One reason I regard these things as affectations is because Fleming tends to drop them and fall back on honest singing whenever she must duet with another artist. Her plea to Venus went for naught but, immediately afterwards, her debate with Thomas Hampson, the dredlocked Athanaël, and the brief duet in the desert outside the convent in Act III (at the one and only time in their acquaintance when the characters agree about anything) were the vocal moments worth remembering from this performance. She was pumping out voice in an artless style here, and one could suspect a woman, and real music, existed behind the velvet shimmer. But neither Fleming nor Massenet offers enough of such meat in Thaïs to fill an entire evening satisfactorily.

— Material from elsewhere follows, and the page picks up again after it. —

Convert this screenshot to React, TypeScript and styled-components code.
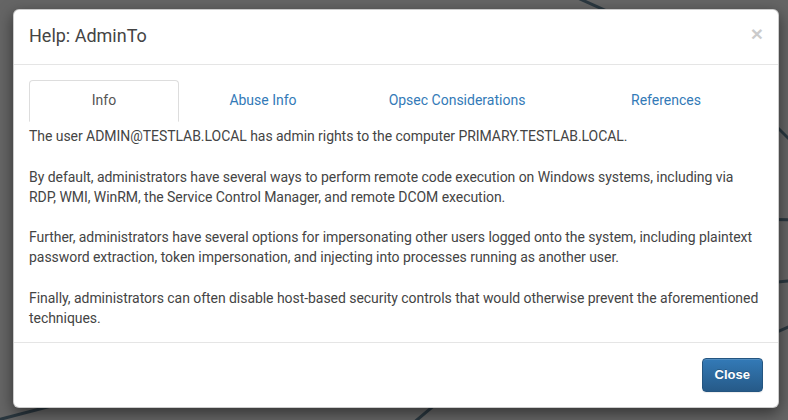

Hampson’s once too-confident, even boring instrument was showing its age or the weather in Act I, when his self-lacerating doubts were ineffective, but he too warmed up in confrontation for some impassioned duetting. Michael Schade gave a handsome account of Nicias, the party-boy friend to all parties, and the orchestra played if anything too sweetly for Jesús López-Cobos, not least David Chan’s violin solo for the Méditation. John Cox’s sets depicted a gorgeous blue desert sky and a glitzy art deco mansion (so right for the fifth century A.D.), but the final tableau in which Thaïs, dying in an odor of Christian sanctity and self-deprivation, is presented as a goddess enthroned on an altar, was a bit startling – though to this writer, rather a winsome touch.